In this Project we are going to develop business Intelligence software using semantic web and
Natural Language Processing. By having a business intelligence system in a business
organization can assist people in the organization to make decision on the fly. In this project we
are going to use Agile Methodology for developing the software. Also we have planned to
maintain a blog about the work carried by each group members. First of all, we are going to
study the technologies we can use in this project (RDF , OWL , SPARQL etc.).

Then we are going to use a dummy relational database as the input data for the project. Then this
database is converted to Resource Description Framework (RDF). In order to this we will have to
find a library/tool to convert the relational database to RDF. If not we have to develop a library
to do this work. When we are able to convert the relational database to RDF we can extend this
process to gather data from other sources such as web resources, email to RDF.

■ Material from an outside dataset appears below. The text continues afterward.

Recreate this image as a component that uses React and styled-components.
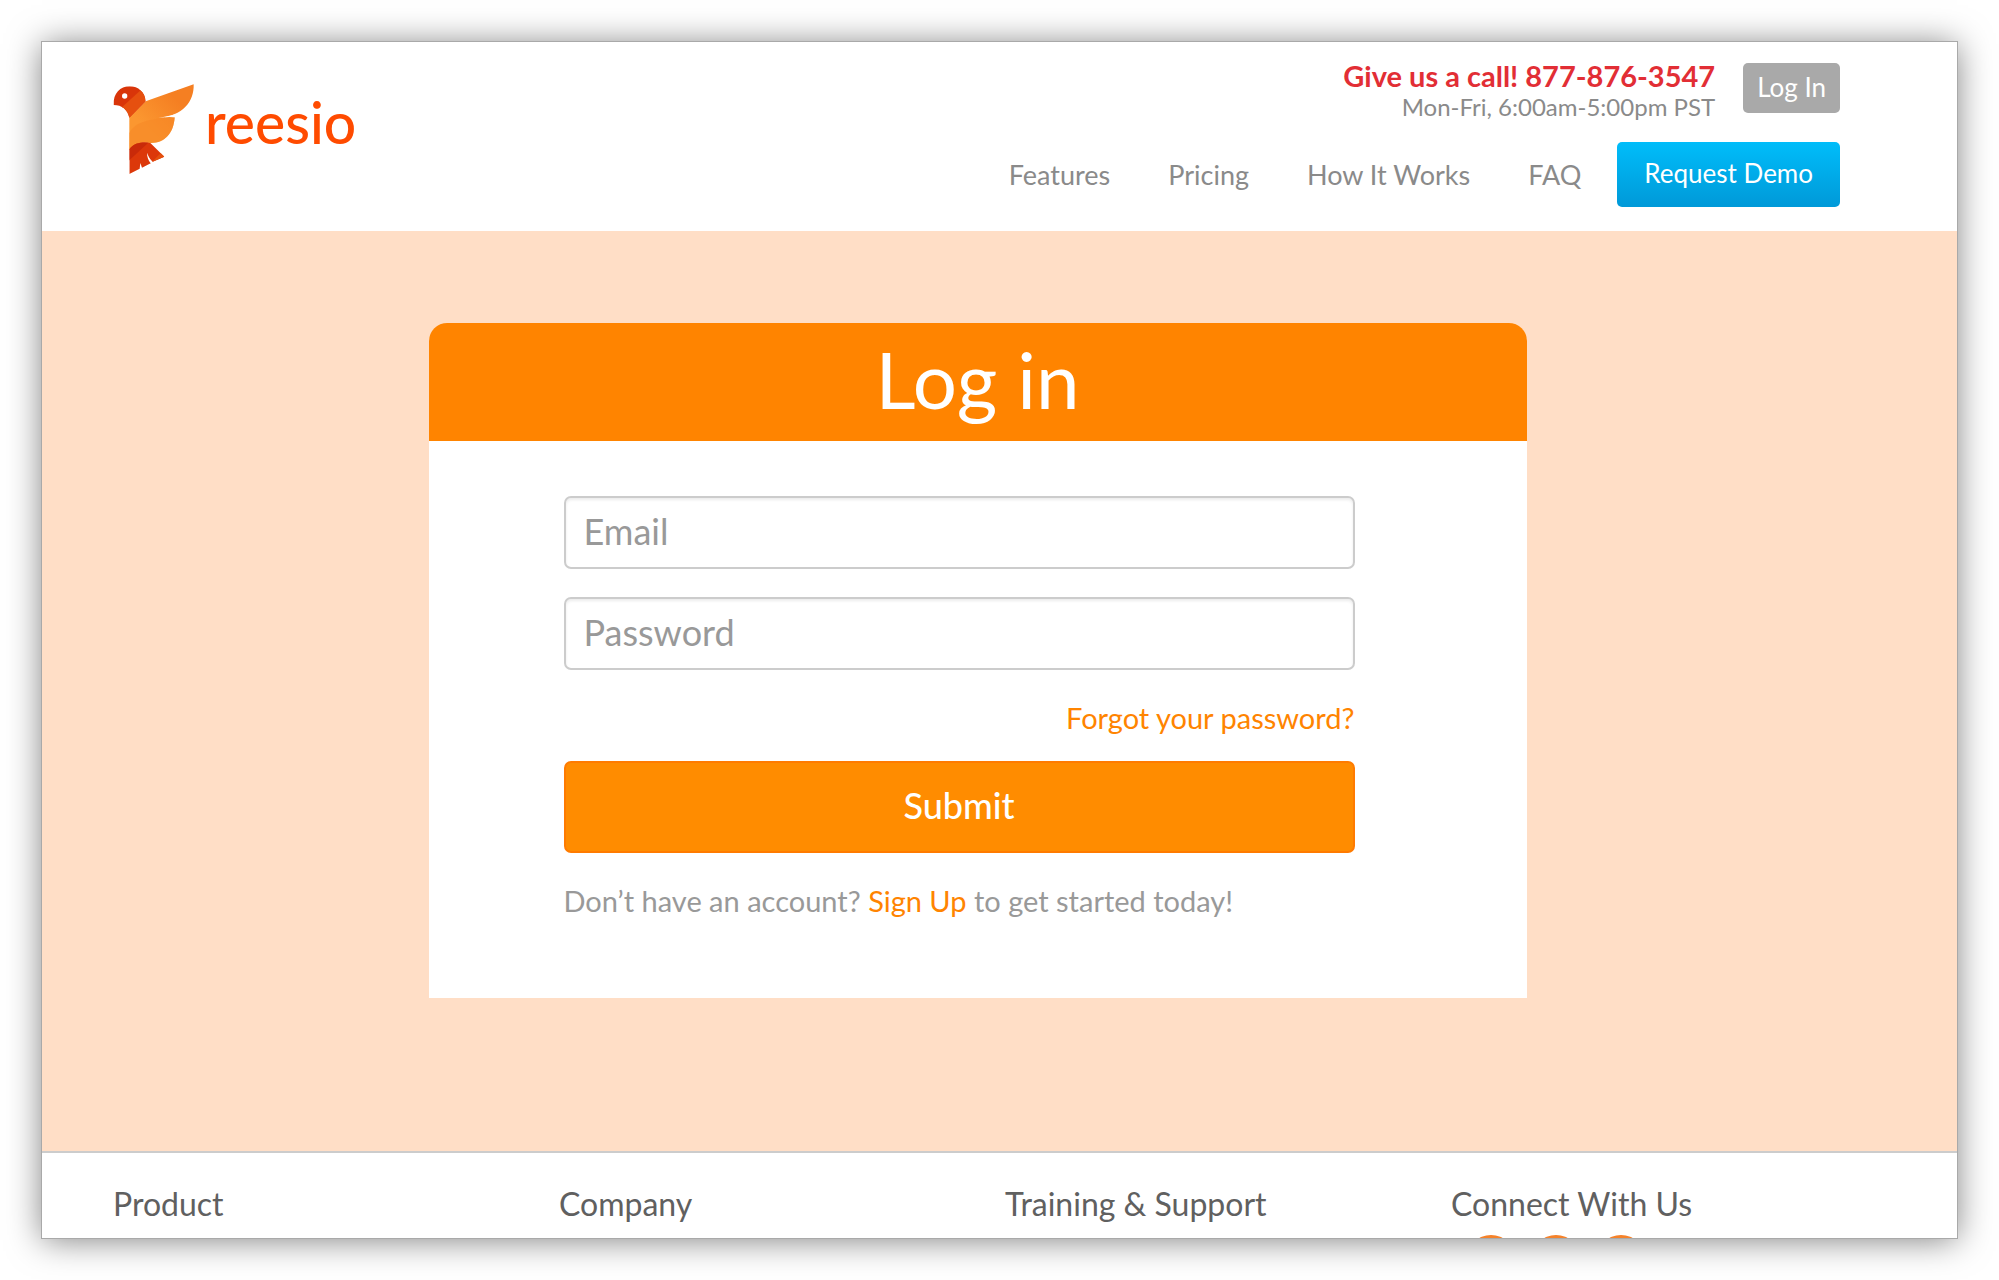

After creating the RDF file we are going to use SPARQL queries to get data from RDF file. In
order to do that we will have to study about the SPARQL and find libraries to query RDF file
using SPARQL in Java.
But the business people don’t know SPARQL. So we are going to use Natural Language
Processing (NLP) to convert Natural language inputs to relevant SPARQL queries and get the
output.

Project Objective

The main objective of our project is to do a comprehensive analysis of semantic web and data
technologies in making structured data more meaningful for an organization and also find tools
and their capabilities in delivering the above requirements. Then use NLP in generating queries
on semantic data space to create working software.

Saturday, May 31, 2014

Semantic Web

The Semantic Web is the extension of the World Wide Web that enables people to share content beyond the boundaries of applications and websites. Lt has been described in rather different ways: as a utopic vision, as a web of data, or merely as a natural paradigm shift in our daily use of the Web. Most of all, the Semantic Web has inspired and engaged many people to create innovative semantic technologies and applications.

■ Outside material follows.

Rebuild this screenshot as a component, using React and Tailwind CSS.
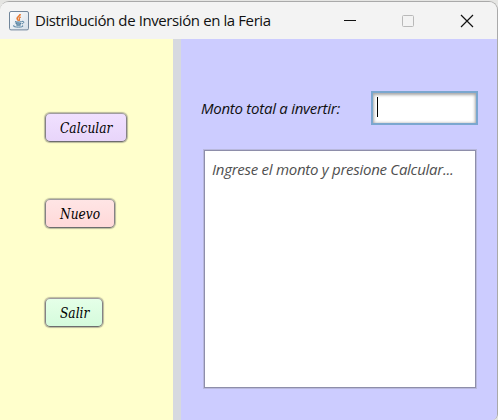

        The word semantic itself implies meaning or understanding. As such, the fundamental difference between Semantic Web technologies and other technologies related to data (such as relational databases or the World Wide Web itself) is that the Semantic Web is concerned with the meaning and not the structure of data.This fundamental difference engenders a completely different outlook on how storing, querying, and displaying information might be approached.  Some applications, such as those that refer to a large amount of data from many different sources, benefit enormously from this feature.  Others, such as the storage of high volumes of highly structured transactional data, do not.


The Semantic Web consists primarily of three technical standards:


  • RDF (Resource Description Framework): The data modeling language for the Semantic Web. All Semantic Web information is stored and represented in the RDF.
  • SPARQL (SPARQL Protocol and RDF Query Language): The query language of the Semantic Web. It is specifically designed to query data across various systems.
  • OWL (Web Ontology Language) The schema language, or knowledge representation (KR) language, of the Semantic Web. OWL enables you to define concepts composably so that these concepts can be reused as much and as often as possible. Composability means that each concept is carefully defined so that it can be selected and assembled in various combinations with other concepts as needed for many different applications and purposes.



Wednesday, May 28, 2014

Introduction

Business Intelligence is the future of efficient management and improves profitability in today’s industry. Semantic web technologies provide much flexible knowledge gathering and processing platform on data. Data can be gathered and processed using various available technologies to find relationships base on reason. This knowledge can be stored and processed using RDF/OWL technologies and can quire by languages like SPARQL with available technology frameworks. Processing large amounts of unstructured data can be quite computation intensive process. This challenge can be overcome by parallelism and using techniques like Google Map Reduce.
Further by including Natural Language Processing the information analysis can be greatly eased out for the end user of the system. This will help the end users to make quick decisions which can lead to profitability in an organization.
The semantic web (SW) has been conceived as a means to build semantic spaces over web published contents so that web information can be effectively retrieved and processed by both humans and machines in a great variety of tasks
SW Formats: RDF(S) and OWL
In RDF there are three kinds of elements resources, literals, and properties. Resources are web objects (entities) that are identified through a URI, literals are atomic values such as strings, dates, numbers, etc.,
The ontology web language (OWL) mainly differs from RDFS in the underlying semantic formalism, which is founded in description logics (DL) . Indeed, OWL languages provide RDF/XML serializations of different DL languages.